One of the tenants arrives with a bag of groceries from a supermarket. He lives in the kitchen flat and knows exactly how to manoeuvre through the small space. A neighbour arrives and enters the streamlined white flat and what follows is nothing short of a series of funny mishaps and situations with expert timing and reactions from both actors. There is a fascinating running gag with a flimsy cupboard and biscuits between these two characters.
After a while, the third tenant arrives, she lives in the bright pink stylish flat on the right and her lifestyle is very different. She adds a new element to this microcosm of urban life. The woman has an interesting occupation and is as quirky as the other two characters, in her own stylish way.
All characters are silent and are very effective physical actors. They communicate with body language, mime and use of clever props, which yields unusual choices and situations. Music and sound effects underscore some of the piece and sets the tone and atmosphere effectively. Zippy music plays in between scenes!
The physical storytelling revolves around a series of scenes separated by a very brief blackout. The timeline shifts and we see the development of friendships, familiarity, the highs and the lows of three different personalities as time passes.
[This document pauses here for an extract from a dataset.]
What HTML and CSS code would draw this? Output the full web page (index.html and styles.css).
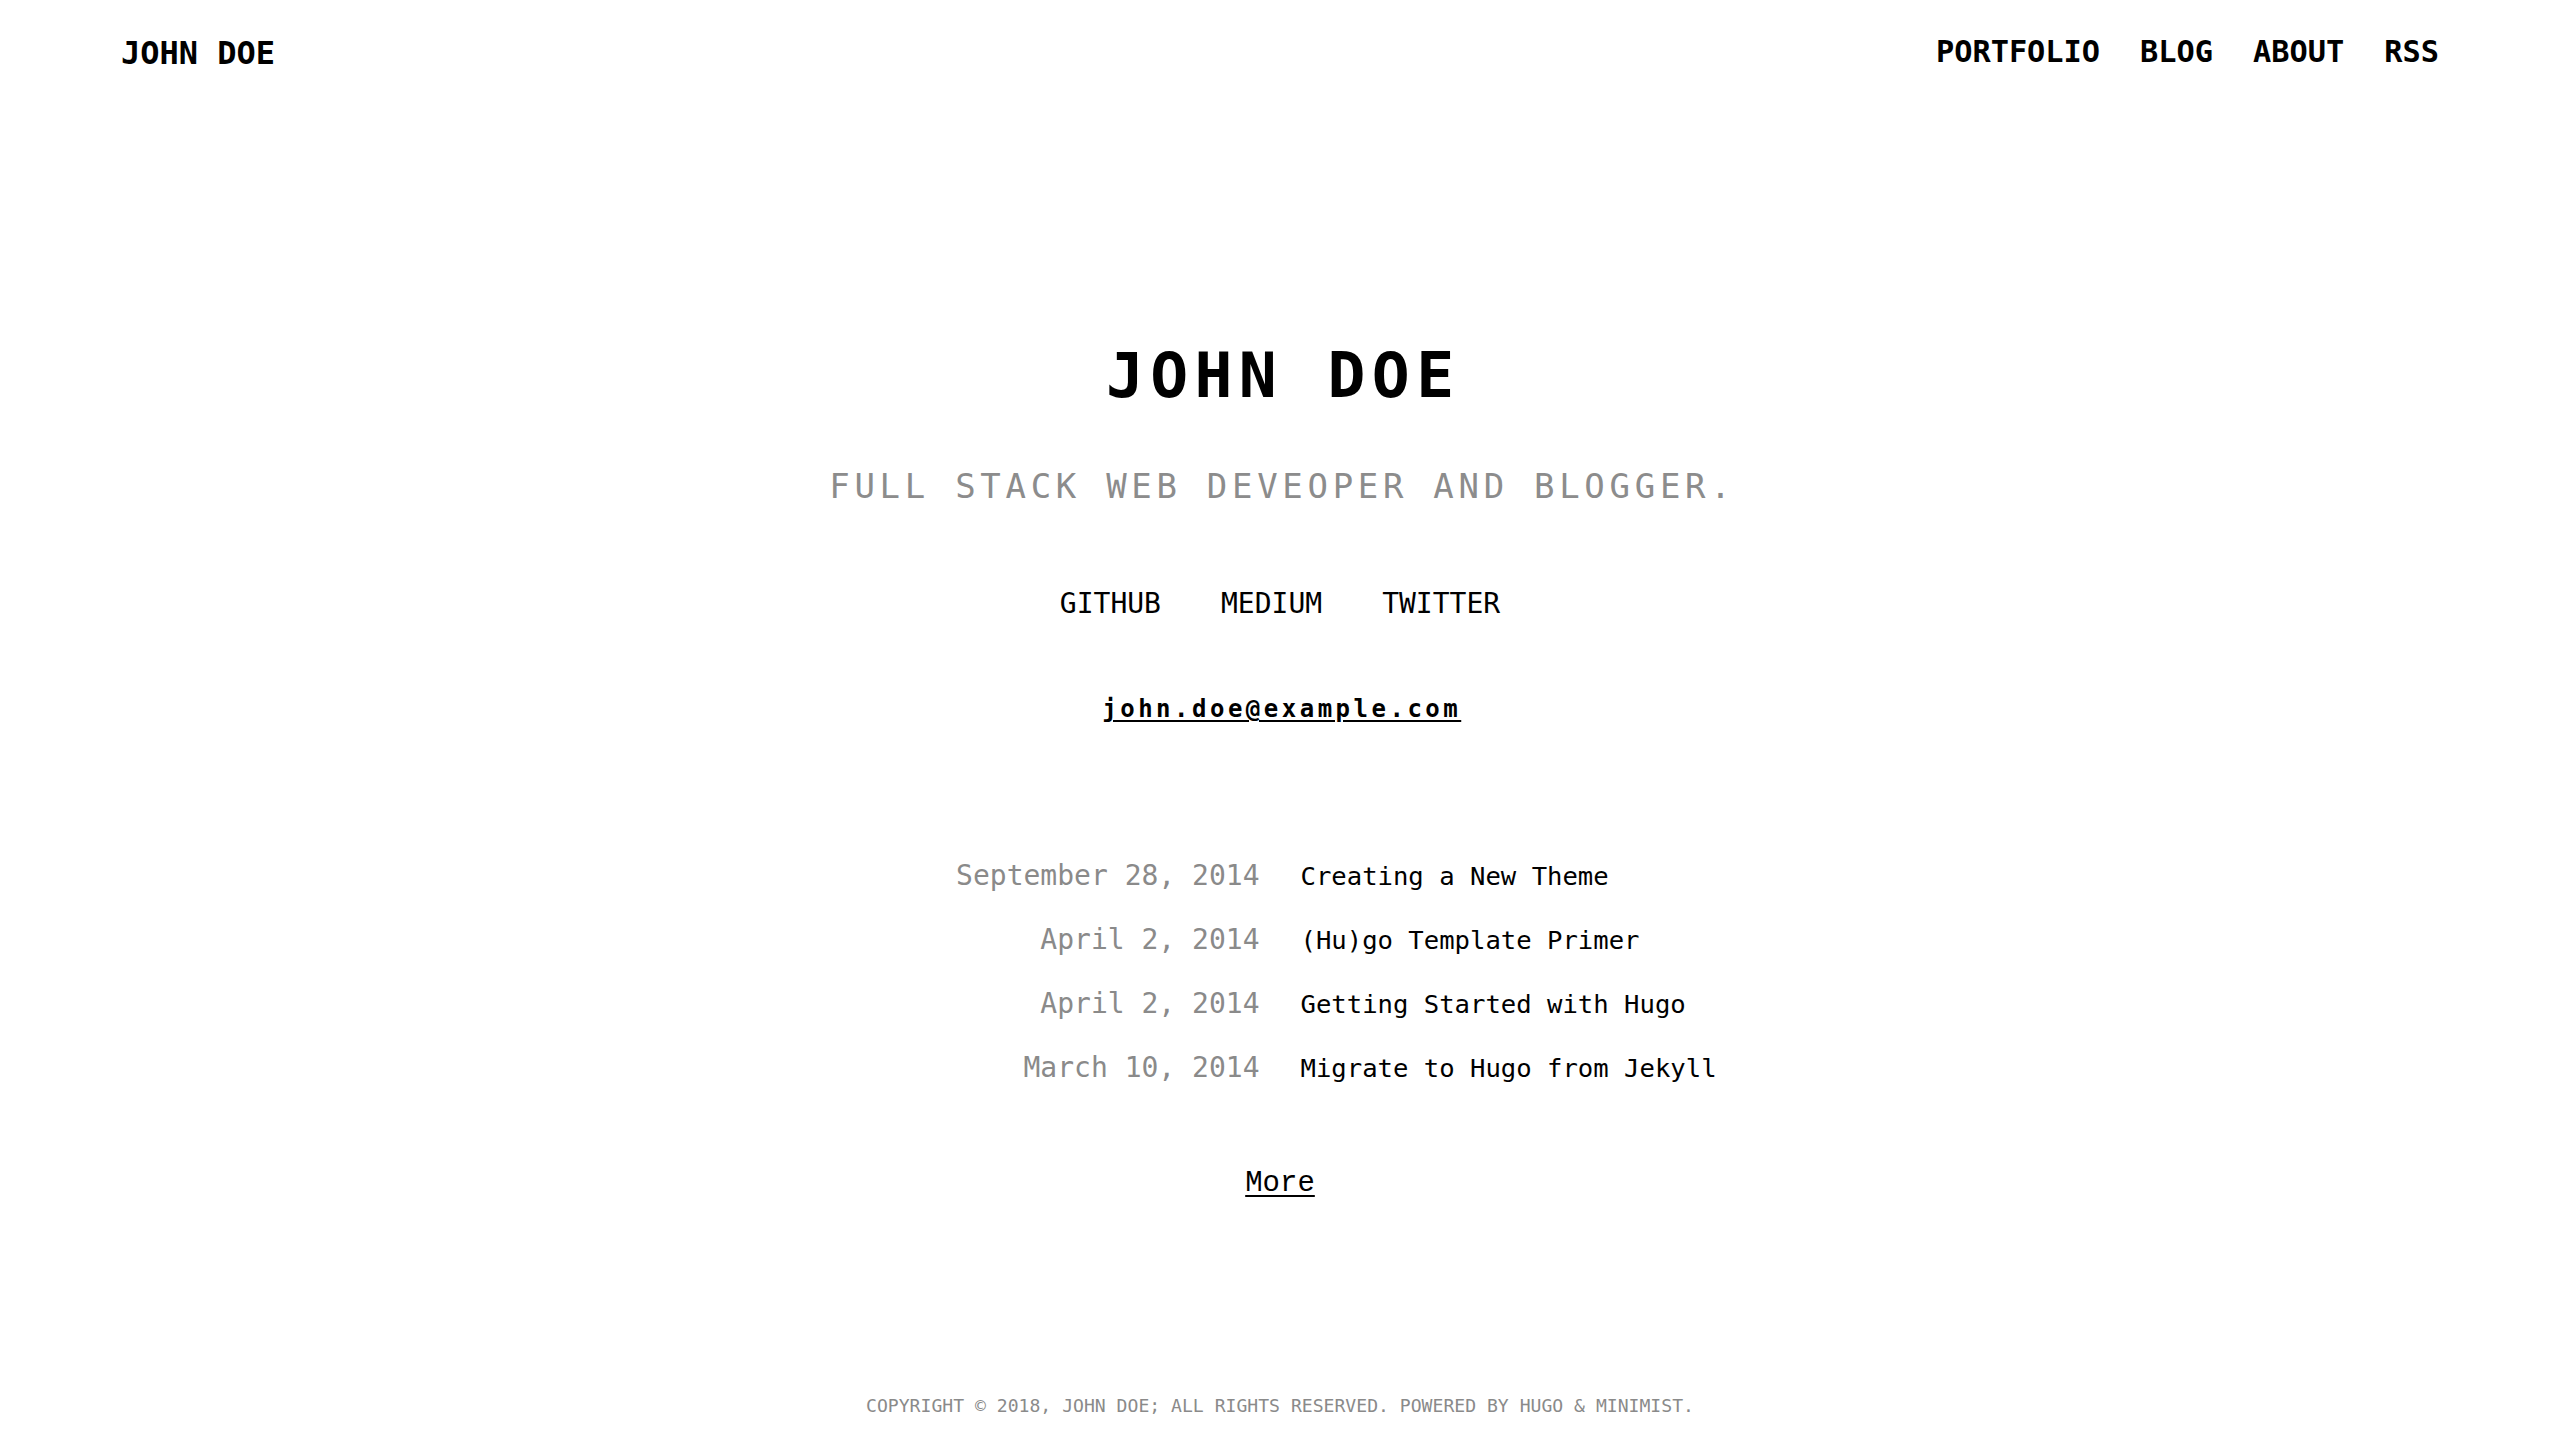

Things happen to them innocently – someone looks out of a window, opens a cupboard door, has their hair done – and they get in a pickle. The situation comedy is vibrant and creative replete with sight gags and inventive props.
One very successful longer section set to underscored music shows daily life on this top floor, as the three go about their regular business, come and go, interact, meet up at the top of the stairs, chat outside each other’s flat, then their lives intertwine, which adds depth to the storytelling. At seventy-five minutes the show is substantial yet the play sustains itself due to the myriad bits and short scenes that work very well.
What makes this show so effective is that the contrast between each character is well defined, the crafting of the scenes and props is meticulously times and the visual storytelling is clear and always interesting and the outstanding set is a star! Once or twice the visual humour pushes the limits, but it is all in good fun!
The show is witty, wry, slapstick, funny, well performed by three physical actors and very entertaining!